Nous tenions à vous mentionner cette histoire pour deux raisons. La première, c’est qu’il ne faut peut-être pas aller chercher plus loin pourquoi le 10 ans US est passé au-dessus de 3% ce jour-là. Deuxièmement, c’est de loin le plus important, il existe une frange non négligeable de notre profession qui pense que l’aplatissement de la courbe est allé trop loin et qu’il faut désormais adopter des stratégies de «repentification». Nous estimons que l’aplatissement n’est pas terminé. Nous sommes investis en 30 ans US et une partie de cet investissement est couverte par un «short» 5 ans. Nous privilégions en effet le 5-30 ans dans notre stratégie, comme la plupart des gérants obligataires. 

En revanche, une grande partie des investisseurs institutionnels généralistes regarde plutôt le 2-10 ans. Par conséquent, le 10-30 ans devient un spread très intéressant à suivre car il évolue au gré des transactions entre «purs obligataires» qui se positionnent sur le 5-30 et les autres sur le 2-10. Pour mettre tout le monde d’accord, Bill Gross estime que la courbe des swaps devient plus intéressante à regarder.
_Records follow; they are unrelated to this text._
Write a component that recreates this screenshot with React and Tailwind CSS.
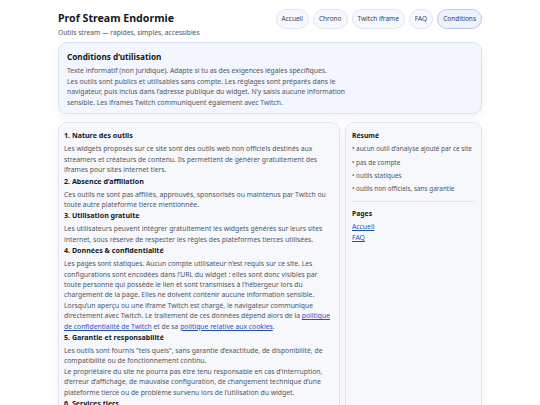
import React from "react";

const font = { fontFamily: '"Noto Sans", "DejaVu Sans", sans-serif' };

function H({ children }) {
  return <h3 className="text-[7.1px] leading-[11px] font-bold text-[#111827] mb-[3px]">{children}</h3>;
}
function P({ children }) {
  return <p className="text-[6.8px] leading-[10.4px] text-[#4b5563]">{children}</p>;
}
const A = ({ children }) => (
  <a className="text-[#1d4ed8] underline decoration-[0.5px] underline-offset-[1px]">{children}</a>
);

export default function App() {
  const nav = ["Accueil", "Chrono", "Twitch iframe", "FAQ", "Conditions"];
  return (
    <div className="w-[540px] h-[405px] overflow-hidden bg-white" style={font}>
      <div className="w-[424px] mx-auto pt-[8px]">
        <header className="flex items-start justify-between">
          <div className="pt-[3px]">
            <h1 className="text-[10.6px] leading-[14px] font-bold text-[#111827]">Prof Stream Endormie</h1>
            <p className="text-[6.7px] leading-[10px] text-[#4b5563] mt-[3px]">Outils stream — rapides, simples, accessibles</p>
          </div>
          <nav className="flex gap-[4px] pt-[1px]">
            {nav.map((n) => (
              <a
                key={n}
                className={
                  "h-[20px] flex items-center px-[5px] rounded-full border text-[6.5px] text-[#374151] " +
                  (n === "Conditions"
                    ? "bg-[#eef2ff] border-[#b9c7ee]"
                    : "bg-[#f6f8ff] border-[#dfe5f5]")
                }
              >
                {n}
              </a>
            ))}
          </nav>
        </header>

        <section className="mt-[4px] rounded-[9px] border border-[#d9e1f7] bg-[#f3f6ff] px-[8px] pt-[8px] pb-[5px] shadow-[0_4px_12px_rgba(0,0,0,0.05)]">
          <h2 className="text-[8.2px] leading-[12px] font-bold text-[#111827] mb-[3px]">Conditions d’utilisation</h2>
          <p className="max-w-[285px] text-[6.8px] leading-[10.6px] text-[#4b5563]">
            Texte informatif (non juridique). Adapte si tu as des exigences légales spécifiques.
            <br />
            Les outils sont publics et utilisables sans compte. Les réglages sont préparés dans le navigateur, puis inclus dans l’adresse publique du widget. N’y saisis aucune information sensible. Les iframes Twitch communiquent également avec Twitch.
          </p>
        </section>

        <div className="mt-[8px] flex gap-[5px] items-start">
          <main className="w-[282px] shrink-0 rounded-[9px] border border-[#dfe5f5] bg-[#f7f8fc] px-[5px] pt-[7px] pb-[10px] shadow-[0_4px_12px_rgba(0,0,0,0.05)]">
            <H>1. Nature des outils</H>
            <P>Les widgets proposés sur ce site sont des outils web non officiels destinés aux streamers et créateurs de contenu. Ils permettent de générer gratuitement des iframes pour sites internet tiers.</P>
            <H>2. Absence d’affiliation</H>
            <P>Ces outils ne sont pas affiliés, approuvés, sponsorisés ou maintenus par Twitch ou toute autre plateforme tierce mentionnée.</P>
            <H>3. Utilisation gratuite</H>
            <P>Les utilisateurs peuvent intégrer gratuitement les widgets générés sur leurs sites internet, sous réserve de respecter les règles des plateformes tierces utilisées.</P>
            <H>4. Données &amp; confidentialité</H>
            <P>
              Les pages sont statiques. Aucun compte utilisateur n’est requis sur ce site. Les configurations sont encodées dans l’URL du widget : elles sont donc visibles par toute personne qui possède le lien et sont transmises à l’hébergeur lors du chargement de la page. Elles ne doivent contenir aucune information sensible. Lorsqu’un aperçu ou une iframe Twitch est chargé, le navigateur communique directement avec Twitch. Le traitement de ces données dépend alors de la <A>politique de confidentialité de Twitch</A> et de sa <A>politique relative aux cookies</A>.
            </P>
            <H>5. Garantie et responsabilité</H>
            <P>Les outils sont fournis "tels quels", sans garantie d’exactitude, de disponibilité, de compatibilité ou de fonctionnement continu.</P>
            <P>Le propriétaire du site ne pourra pas être tenu responsable en cas d’interruption, d’erreur d’affichage, de mauvaise configuration, de changement technique d’une plateforme tierce ou de problème survenu lors de l’utilisation du widget.</P>
            <H>6. Services tiers</H>
            <P>Les services tiers intégrés restent soumis à leurs propres conditions.</P>
          </main>

          <aside className="flex-1 rounded-[9px] border border-[#dfe5f5] bg-[#f7f8fc] px-[6px] pt-[8px] pb-[12px] h-[300px] shadow-[0_4px_12px_rgba(0,0,0,0.05)]">
            <h3 className="text-[6.8px] leading-[10px] font-bold text-[#111827] mb-[3px]">Résumé</h3>
            <ul className="text-[6.4px] leading-[10px] text-[#4b5563] flex flex-col gap-[3.3px]">
              <li>• aucun outil d’analyse ajouté par ce site</li>
              <li>• pas de compte</li>
              <li>• outils statiques</li>
              <li>• outils non officiels, sans garantie</li>
            </ul>
            <div className="border-t border-[#e3e7f0] mt-[7px] pt-[7px]">
              <h3 className="text-[6.8px] leading-[10px] font-bold text-[#111827] mb-[3px]">Pages</h3>
              <div className="flex flex-col text-[6.8px] leading-[10.5px]">
                <A>Accueil</A>
                <A>FAQ</A>
              </div>
            </div>
          </aside>
        </div>
      </div>
    </div>
  );
}
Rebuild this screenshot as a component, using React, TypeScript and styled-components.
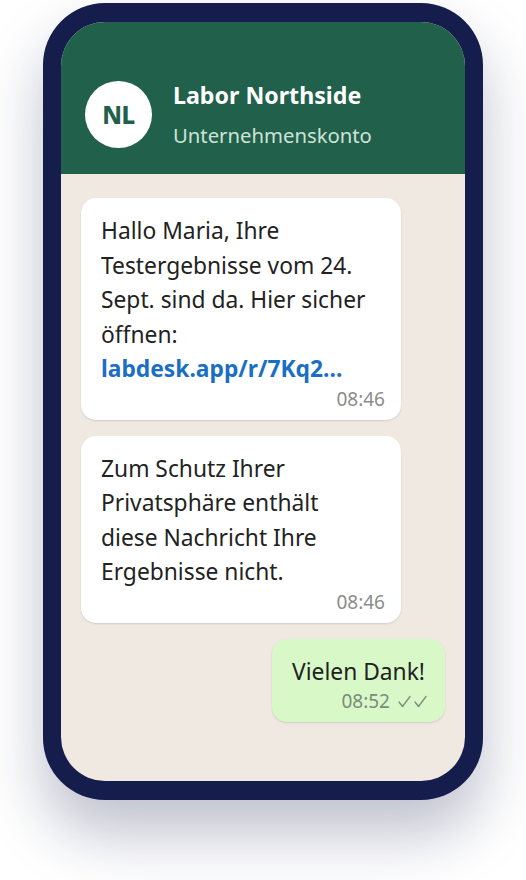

Le 2 ans est à 2,75%, le 5 ans à 2,91%, le 10 ans à 2,98% et le 30 ans s’élève à 3,01%. Cela nous donne des spreads déjà très aplatis: un 2-10 encore à 23 points de base mais un 5-30 à 10 points de base seulement et un 10-30 à 3 petits points de base. C’est sans doute de là que viendra l’inversion, avant de se propager sur la courbe des emprunts du trésor US.